I patted myself on the back when I decided to venture out of my non-fiction corner and open a 300-page fiction book (my rule of thumb is to stay under 200 pages) about mystery worshipers as compared to mystery shoppers. What a delightful read. Full of scripture mixed with a twist of odd humor by one of Alabama’s great journalists, authors, and photographers, William Thornton. Although the book Set your fields on fire was longer than I normally read, it went faster since it kept me engaged with its bizarre nuances. I knew the author since I had met him at a book signing event and lightheartedly chided that his book table needed more decoration. At our next joint event, I bought him a beautiful cross for his table; and we’ve been friends ever since.
What a joy it is to have good books to read for education, mental relaxation, inspiration, humor, and so much more. While there are countless books from countless authors, good and not-so-good, there is always one book we can read that will enlighten, enhance, enrich, energize, and encourage us to grow and live in a way that is pleasing to God. That book is the Bible, the best-selling book of all time in the world. The book that takes us from the beginning of creation to the end of mankind. We learn about prophets, priests, judges, kings, harlots, beggars, disciples, the common man, and more. We recognize ourselves through emotions, sinful deeds, deceitful acts, and doubts. We are taught how to be servants, stewards, and messengers as we study the life of Jesus Christ on earth. The Bible has many authors with different flavors of writing styles. The Good News in its pages offers hope and salvation for anyone who will believe.
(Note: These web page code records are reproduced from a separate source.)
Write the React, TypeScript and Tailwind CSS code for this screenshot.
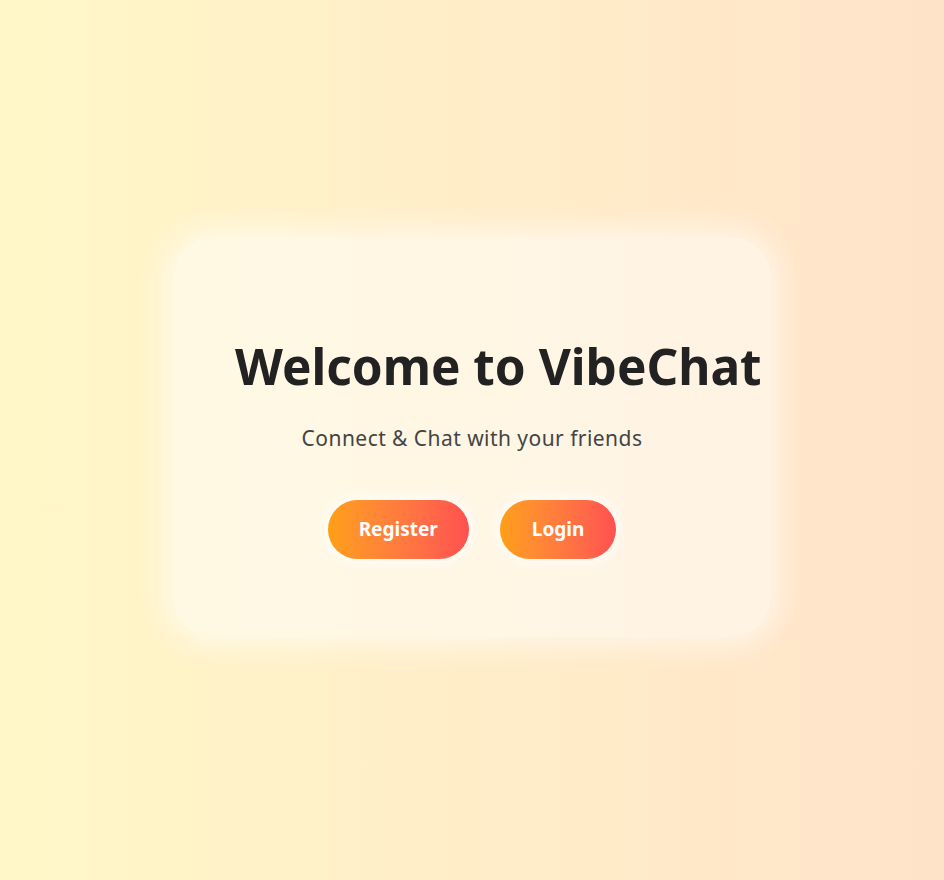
import React from "react";

export default function App() {
  return (
    <div
      className="min-h-[880px] w-full flex items-center justify-center bg-gradient-to-r from-[#fff7c8] to-[#ffe3c9]"
      style={{ fontFamily: '"Noto Sans", "Open Sans", sans-serif' }}
    >
      <div className="w-[598px] h-[400px] -mt-[6px] rounded-[40px] bg-white/50 shadow-[0_0_30px_10px_rgba(255,255,255,0.55)] px-[62px] pt-[99px] flex flex-col">
        <h1 className="text-[49.5px] leading-[60px] font-bold text-[#222] whitespace-nowrap text-center">
          Welcome to VibeChat
        </h1>
        <p className="mt-[27px] text-[21px] leading-[30px] tracking-[0.45px] text-[#444] text-center">
          Connect &amp; Chat with your friends
        </p>
        <div className="mt-[47px] flex justify-center gap-[31px]">
          <button className="h-[59px] px-[31px] rounded-full bg-gradient-to-r from-[#ff9f14] to-[#ff5050] text-white font-bold text-[19px] shadow-[0_0_12px_4px_rgba(255,255,255,0.7)]">
            Register
          </button>
          <button className="h-[59px] px-[32px] rounded-full bg-gradient-to-r from-[#ff9f14] to-[#ff5050] text-white font-bold text-[19px] shadow-[0_0_12px_4px_rgba(255,255,255,0.7)]">
            Login
          </button>
        </div>
      </div>
    </div>
  );
}
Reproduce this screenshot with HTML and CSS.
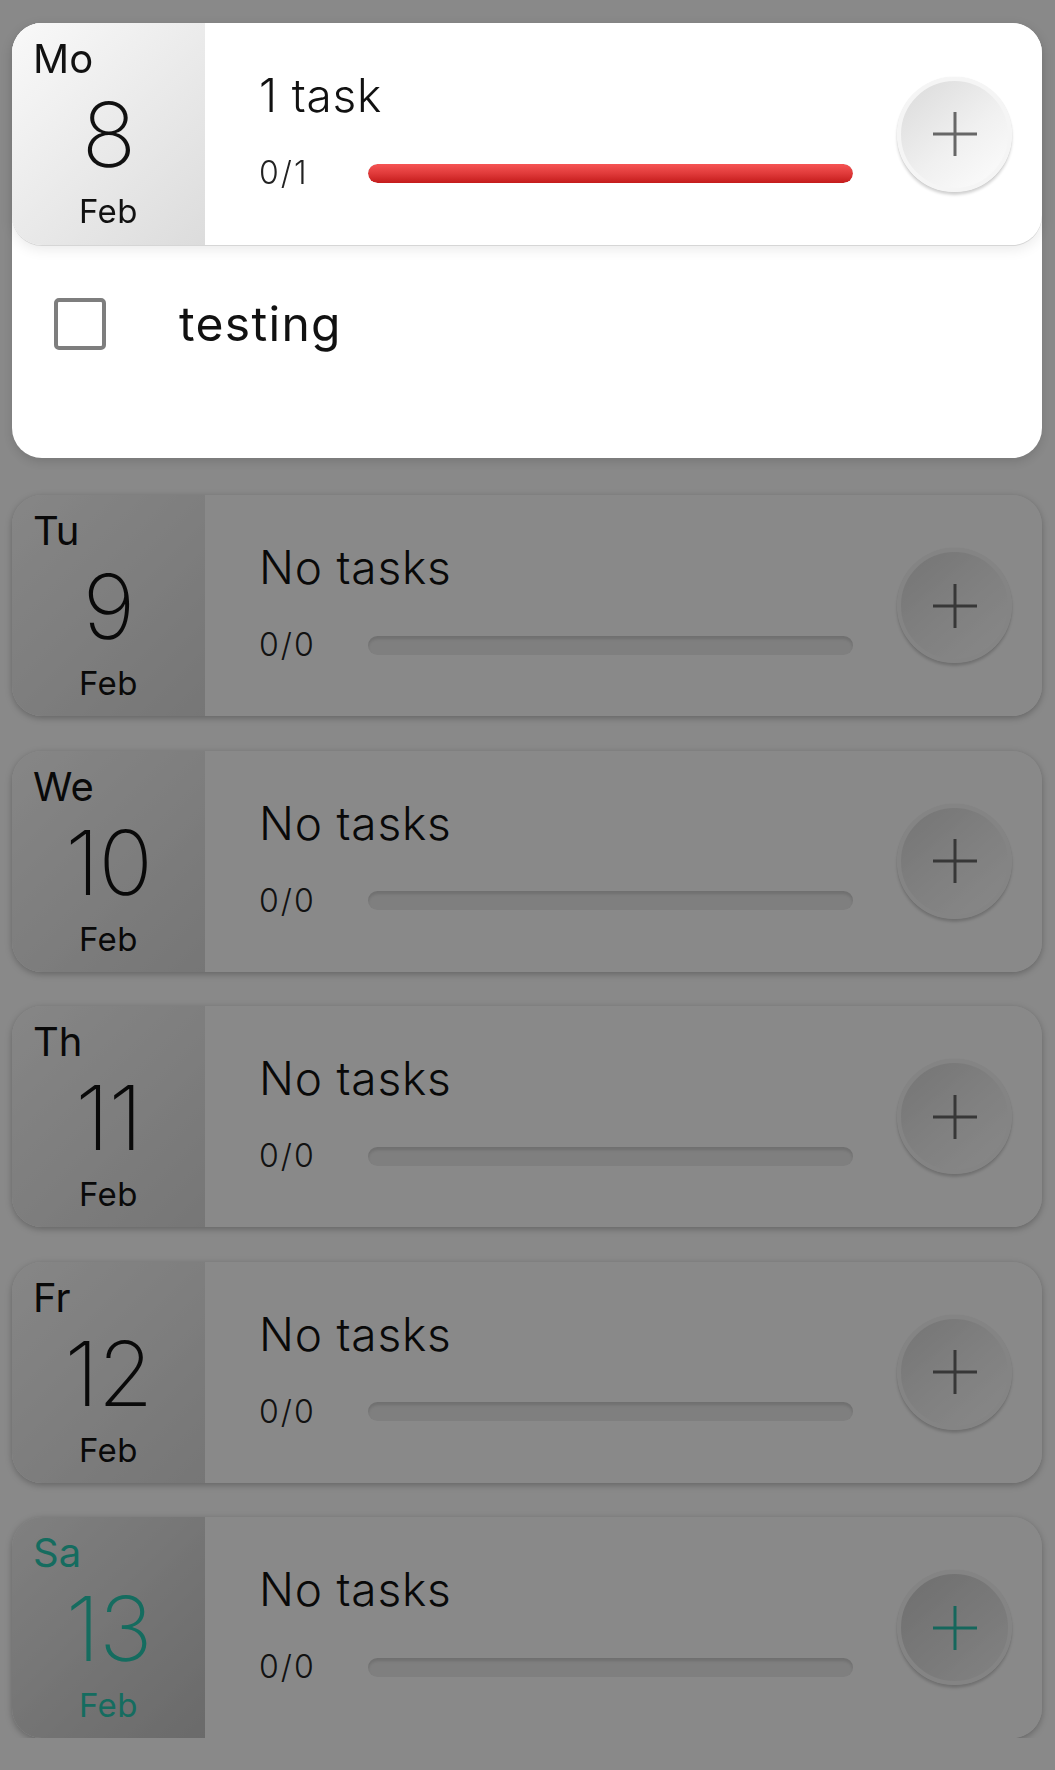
FILE: index.html
```html
<!DOCTYPE html>
<html lang="en">
<head>
<meta charset="utf-8">
<title>Week</title>
<link rel="stylesheet" href="styles.css">
</head>
<body>
<div class="overlay"></div>
<main class="list">
  <section class="day open">
    <div class="card">
      <div class="date">
        <span class="dow">Mo</span>
        <span class="num">8</span>
        <span class="mon">Feb</span>
      </div>
      <div class="main">
        <div class="title">1 task</div>
        <div class="meta">
          <span class="count">0/1</span>
          <span class="track"><span class="fill" style="width:100%"></span></span>
        </div>
      </div>
      <button class="add"><svg viewBox="0 0 44 44" width="44" height="44"><path d="M22 0V44M0 22H44"/></svg></button>
    </div>
    <div class="tasks">
      <div class="task"><span class="check"></span><span class="task-name">testing</span></div>
    </div>
  </section>

  <section class="day">
    <div class="card">
      <div class="date"><span class="dow">Tu</span><span class="num">9</span><span class="mon">Feb</span></div>
      <div class="main">
        <div class="title">No tasks</div>
        <div class="meta"><span class="count">0/0</span><span class="track"></span></div>
      </div>
      <button class="add"><svg viewBox="0 0 44 44" width="44" height="44"><path d="M22 0V44M0 22H44"/></svg></button>
    </div>
  </section>

  <section class="day">
    <div class="card">
      <div class="date"><span class="dow">We</span><span class="num">10</span><span class="mon">Feb</span></div>
      <div class="main">
        <div class="title">No tasks</div>
        <div class="meta"><span class="count">0/0</span><span class="track"></span></div>
      </div>
      <button class="add"><svg viewBox="0 0 44 44" width="44" height="44"><path d="M22 0V44M0 22H44"/></svg></button>
    </div>
  </section>

  <section class="day">
    <div class="card">
      <div class="date"><span class="dow">Th</span><span class="num">11</span><span class="mon">Feb</span></div>
      <div class="main">
        <div class="title">No tasks</div>
        <div class="meta"><span class="count">0/0</span><span class="track"></span></div>
      </div>
      <button class="add"><svg viewBox="0 0 44 44" width="44" height="44"><path d="M22 0V44M0 22H44"/></svg></button>
    </div>
  </section>

  <section class="day">
    <div class="card">
      <div class="date"><span class="dow">Fr</span><span class="num">12</span><span class="mon">Feb</span></div>
      <div class="main">
        <div class="title">No tasks</div>
        <div class="meta"><span class="count">0/0</span><span class="track"></span></div>
      </div>
      <button class="add"><svg viewBox="0 0 44 44" width="44" height="44"><path d="M22 0V44M0 22H44"/></svg></button>
    </div>
  </section>

  <section class="day weekend">
    <div class="card">
      <div class="date"><span class="dow">Sa</span><span class="num">13</span><span class="mon">Feb</span></div>
      <div class="main">
        <div class="title">No tasks</div>
        <div class="meta"><span class="count">0/0</span><span class="track"></span></div>
      </div>
      <button class="add"><svg viewBox="0 0 44 44" width="44" height="44"><path d="M22 0V44M0 22H44"/></svg></button>
    </div>
  </section>
</main>
</body>
</html>
```

FILE: styles.css
```css
html, body {
  margin: 0;
  padding: 0;
  background: #ffffff;
  font-family: Inter, "Noto Sans", sans-serif;
  color: #111;
}

.overlay {
  position: fixed;
  inset: 0;
  background: rgba(0, 0, 0, 0.463);
  z-index: 1;
}

.list {
  display: flex;
  flex-direction: column;
  gap: 34.5px;
  padding: 23px 13px 0 12px;
}

.day {
  border-radius: 30px;
  background: #fff;
  box-shadow: 0 2px 7px rgba(0, 0, 0, 0.28);
}

.day.open {
  position: relative;
  z-index: 2;
  margin-bottom: 2.5px;
  box-shadow: 0 4px 10px rgba(0, 0, 0, 0.12);
}

.card {
  display: flex;
  align-items: center;
  height: 222px;
  border-radius: 30px;
  overflow: hidden;
  background: #fff;
  padding-right: 30px;
  box-sizing: border-box;
}

.day:not(.open) .card {
  height: 221px;
}

.open .card {
  position: relative;
  box-shadow: 0 1px 0 #d6d6d6, 0 4px 14px rgba(0, 0, 0, 0.09);
}

.date {
  align-self: stretch;
  width: 193px;
  flex: none;
  display: flex;
  flex-direction: column;
  align-items: center;
  padding-top: 16px;
  box-sizing: border-box;
  background: linear-gradient(135deg, #f9f9f9 0%, #dcdcdc 100%);
  font-weight: 400;
}

.weekend .date {
  background: linear-gradient(135deg, #eeeeee 0%, #c6c6c6 100%);
  color: #27c9b2;
}

.dow {
  align-self: flex-start;
  margin-left: 21px;
  font-size: 40px;
  line-height: 40px;
}

.num {
  margin-top: 11px;
  font-size: 90px;
  line-height: 89px;
  font-weight: 200;
  letter-spacing: -1px;
}

.mon {
  margin-top: 16px;
  font-size: 33px;
  line-height: 33px;
  letter-spacing: 0.5px;
}

.main {
  flex: 1;
  align-self: stretch;
  display: flex;
  flex-direction: column;
  padding: 50px 44px 0 54px;
}

.title {
  font-size: 46px;
  line-height: 44px;
  font-weight: 300;
  letter-spacing: 0.8px;
  color: #111;
}

.meta {
  display: flex;
  align-items: center;
  margin-top: 40px;
  height: 32px;
}

.count {
  width: 109px;
  flex: none;
  font-size: 32px;
  line-height: 32px;
  font-weight: 300;
  letter-spacing: 2px;
  color: #222;
}

.track {
  flex: 1;
  height: 19px;
  border-radius: 10px;
  background: #ececec;
  box-shadow: inset 0 3px 3px rgba(0, 0, 0, 0.12);
  overflow: hidden;
  display: flex;
}

.fill {
  height: 100%;
  border-radius: 10px;
  background: linear-gradient(180deg, #f65454 0%, #e03a3a 50%, #c41b1b 100%);
}

.add {
  flex: none;
  width: 115px;
  height: 115px;
  border-radius: 50%;
  border: 4px solid #f5f5f5;
  background: linear-gradient(140deg, #dadada 0%, #f0f0f0 55%, #fdfdfd 100%);
  box-shadow: 0 3px 3px rgba(0, 0, 0, 0.18), 0 0 1px rgba(0, 0, 0, 0.15);
  display: flex;
  align-items: center;
  justify-content: center;
  padding: 0;
  box-sizing: border-box;
}

.weekend .add {
  background: linear-gradient(140deg, #cfcfcf 0%, #e2e2e2 55%, #f2f2f2 100%);
}

.add svg {
  display: block;
}

.add path {
  stroke: #676767;
  stroke-width: 3;
  fill: none;
}

.weekend .add path {
  stroke: #27c0ab;
}

.tasks {
  height: 213px;
  box-sizing: border-box;
  padding: 53px 42px 0;
}

.task {
  display: flex;
  align-items: center;
  gap: 73px;
}

.check {
  width: 52px;
  height: 52px;
  box-sizing: border-box;
  border: 4px solid #7e7e7e;
  border-radius: 5px;
  flex: none;
}

.task-name {
  font-size: 48px;
  line-height: 52px;
  font-weight: 400;
  letter-spacing: 1.3px;
  color: #111;
}
```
Have you ever taken the time to read this book in its entirety? I know it’s a lot pages – way more than 300! But why don’t you consider doing so? No reason to hurry. Nobody is tracking you. Take time to absorb its content, to contemplate its significance and guidance, and to soak in its love-filled bath. I guarantee you – this one is worth every word.
“Your laws are wonderful. No wonder I obey them! The teaching of your word gives light, so even the simple can understand. I pant with expectation, longing for your commands” (Psalm 119:129-131).